Story by Sgt. Nicholas Holmes
FORT JOINT BASE MYER-HENDERSON HALL, Va. – The Regimental Orientation Program, more commonly known as ROP amongst The Old Guard members, is a three week hands-on-developmental training for new Old Guard soldiers at Joint Base Myer-Henderson Hall, Virginia.
When I arrived at TOG I immediately learned about ROP as I began to converse with Soldiers in my new command. I was generally told what ROP is and some of the standards required to pass the course. Requirements, such as long stands at attention and hours of marching with rifles.
I was honor to be a part of the oldest active infantry regiment in the Army however, I was also slightly intimidated by what I was learning about this three week training.

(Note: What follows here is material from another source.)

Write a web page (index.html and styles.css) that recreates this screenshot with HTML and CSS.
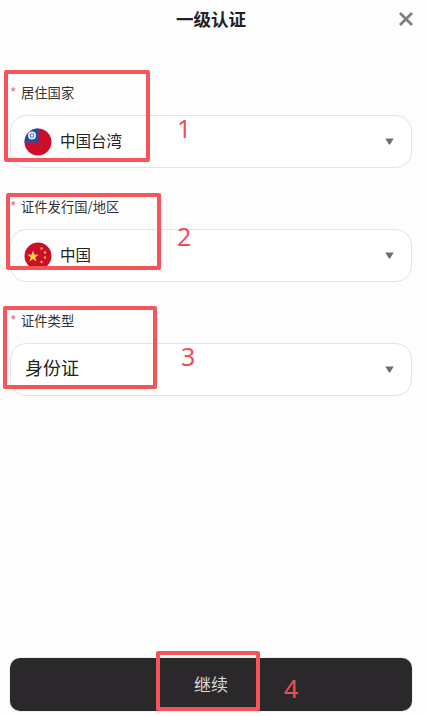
FILE: index.html
```html
<!DOCTYPE html>
<html lang="zh-CN">
<head>
<meta charset="utf-8">
<title>一级认证</title>
<link rel="stylesheet" href="styles.css">
</head>
<body>
<main class="page">
  <header class="header">
    <h1 class="title">一级认证</h1>
    <svg class="close" viewBox="0 0 16 16" aria-label="关闭"><path d="M2 2 14 14M14 2 2 14"/></svg>
  </header>
  <form class="form">
    <div class="field">
      <div class="label"><span class="star">*</span>居住国家</div>
      <div class="select">
        <svg class="flag" viewBox="0 0 28 28">
          <defs><clipPath id="c1"><circle cx="14" cy="14" r="13.5"/></clipPath></defs>
          <g clip-path="url(#c1)">
            <rect width="28" height="28" fill="#c90f2a"/>
            <rect width="14.5" height="14.5" fill="#1b4fa8"/>
            <circle cx="8" cy="7.5" r="4" fill="#e8eefa"/>
            <circle cx="8" cy="7.5" r="2.2" fill="#3f6fc0"/>
            <circle cx="8" cy="7.5" r="1.2" fill="#fff"/>
          </g>
        </svg>
        <span class="value">中国台湾</span>
        <svg class="caret" viewBox="0 0 9 7"><path d="M0.3 0.5H8.7L5.2 6.2Q4.5 7 3.8 6.2Z"/></svg>
      </div>
    </div>
    <div class="field">
      <div class="label"><span class="star">*</span>证件发行国/地区</div>
      <div class="select">
        <svg class="flag" viewBox="0 0 28 28">
          <circle cx="14" cy="14" r="13.5" fill="#c90f2a"/>
          <path fill="#fbd13c" d="M9 8.6l1.4 4 4.3.1-3.4 2.6 1.2 4.1L9 17l-3.5 2.4 1.2-4.1-3.4-2.6 4.3-.1z"/>
          <g fill="#f3b13c"><circle cx="17.5" cy="6.5" r="1.2"/><circle cx="21" cy="10.5" r="1.2"/><circle cx="21" cy="15.5" r="1.2"/><circle cx="17.5" cy="20" r="1.2"/></g>
        </svg>
        <span class="value">中国</span>
        <svg class="caret" viewBox="0 0 9 7"><path d="M0.3 0.5H8.7L5.2 6.2Q4.5 7 3.8 6.2Z"/></svg>
      </div>
    </div>
    <div class="field">
      <div class="label"><span class="star">*</span>证件类型</div>
      <div class="select">
        <span class="value value-large">身份证</span>
        <svg class="caret" viewBox="0 0 9 7"><path d="M0.3 0.5H8.7L5.2 6.2Q4.5 7 3.8 6.2Z"/></svg>
      </div>
    </div>
  </form>
  <button class="submit" type="button">继续</button>
</main>
<div class="mark mark-1"></div><span class="num num-1">1</span>
<div class="mark mark-2"></div><span class="num num-2">2</span>
<div class="mark mark-3"></div><span class="num num-3">3</span>
<div class="mark mark-4"></div><span class="num num-4">4</span>
</body>
</html>
```
FILE: styles.css
```css
* { box-sizing: border-box; }
html, body { margin: 0; height: 100%; }
body {
  position: relative;
  width: 427px;
  height: 716px;
  overflow: hidden;
  background: #fdfdfe;
  font-family: "Noto Sans CJK SC", "Noto Sans", sans-serif;
  color: #222;
}
.page {
  display: flex;
  flex-direction: column;
  height: 716px;
  padding: 0 15px 5px 10px;
}
.header {
  position: relative;
  height: 37px;
  display: flex;
  align-items: center;
  justify-content: center;
  flex: none;
}
.title {
  margin: 0;
  font-size: 17.5px;
  font-weight: 700;
  color: #222;
}
.close {
  position: absolute;
  right: -2px;
  top: 11px;
  width: 16px;
  height: 16px;
  fill: none;
  stroke: #7f7f82;
  stroke-width: 2.8;
}
.form {
  display: flex;
  flex-direction: column;
  gap: 27px;
  padding-top: 44px;
  flex: 1;
}
.field { display: flex; flex-direction: column; }
.label {
  display: flex;
  align-items: center;
  height: 22px;
  margin-bottom: 12px;
  font-size: 13.3px;
  color: #333;
}
.star {
  width: 11px;
  color: #d9788a;
  font-size: 14px;
}
.select {
  display: flex;
  align-items: center;
  height: 53px;
  padding: 0 17px 0 13px;
  border: 1px solid #e3e3e8;
  border-radius: 16px;
  background: #fff;
}
.flag { width: 28px; height: 28px; flex: none; margin-right: 8px; }
.value { font-size: 15.5px; color: #222; flex: 1; padding-bottom: 4px; }
.value-large { font-size: 18px; padding-left: 1px; padding-bottom: 5px; }
.caret { width: 9px; height: 7px; flex: none; fill: #6f6f72; }
.submit {
  flex: none;
  height: 53px;
  border: 0;
  border-radius: 10px;
  background: #2b282c;
  color: #d8d8d8;
  font: inherit;
  font-size: 17px;
  padding-bottom: 3px;
  box-shadow: 0 0 2px rgba(0,0,0,.2);
}
.mark {
  position: absolute;
  border: 4px solid #f4545a;
  border-radius: 2px;
}
.mark-1 { left: 4px; top: 70px; width: 146px; height: 92px; }
.mark-2 { left: 6px; top: 193px; width: 155px; height: 77px; }
.mark-3 { left: 3px; top: 306px; width: 154px; height: 83px; }
.mark-4 { left: 156px; top: 651px; width: 104px; height: 60px; }
.num {
  position: absolute;
  font-family: "Noto Sans", sans-serif;
  font-size: 25px;
  line-height: 28px;
  color: #ee4f55;
}
.num-1 { left: 177px; top: 114px; }
.num-2 { left: 177px; top: 222px; }
.num-3 { left: 181px; top: 342px; }
.num-4 { left: 284px; top: 674px; }
```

On the first day Sgt. Gary White, a week one ROP instructor, explained the standards to pass for the first week, which focused on the preparation of the Army Service Uniform.
We were required to pass an ASU inspection with less than seven deficiency and complete a 45-minute stand at the positions attention and parade rest.
The inspection was graded on a 100-point scale that evaluated the appearance of our uniform. We were evaluated individually for deficiencies which included, placements of decorations, cleanliness of uniform and our physical appearance, among others.
During the first day of training, we covered the ceremonial cap, ribbon rack building and started placing decorations and awards on our uniforms.
The training began with how to alter the C-Cap so that it is worn to the specifications of The Old Guard. This required us to apply measured pieces of wire to the interior of the caps so that they would sit properly.
Following this lesson, instructors led the class through a step-by-step process of building award ribbon racks.
“A lot of Soldiers have a challenge with the meticulous aspect of building the metals rack,” said White. “It is a lot like arts and crafts and a lot of Soldiers just aren’t used to having to do this.”
Using tin, ribbon, a hot glue gun and a razor to mark our measurements, we began this tedious process, paying careful attention to detail. After each step instructors would evaluate each of our racks before moving to the next step.
I appreciated this because it ensured we were executing each step correctly. I feel that it increased understanding and kept the instruction at a steady pace.
After completing the ribbons rack, instructors applied this same teaching method to pin our uniforms.
The following day the instruction was on how to steam and press our uniforms.
While in the pressing room instructors worked with each of us individually to teach the functions of the machines and the process of pressing each of our ASU garments.
The instructors were great at explaining this process. Additionally, they shared their personal tips to avoid common mistakes and helpful ways to correct common errors.
The class prior to test day, Soldiers were given additional time to ask questions and use any of the equipment to ensure uniforms met the standards to pass.
The morning of the test was daunting. I was confident in my uniform, however I was nervous about standing for 45 minutes. I believed I did everything I could do to prepare.
I got a good night rest, ate a healthy breakfast and consumed plenty of water. All I could do now was focus on the task in front of me.
In the warm classroom, I looked straight ahead into the mirror in front of me, moving from each position as instructed. By the time my feet began to go numb and the sweat had soaked through my shirt, the instructor finally called for us to fallout and the test was complete.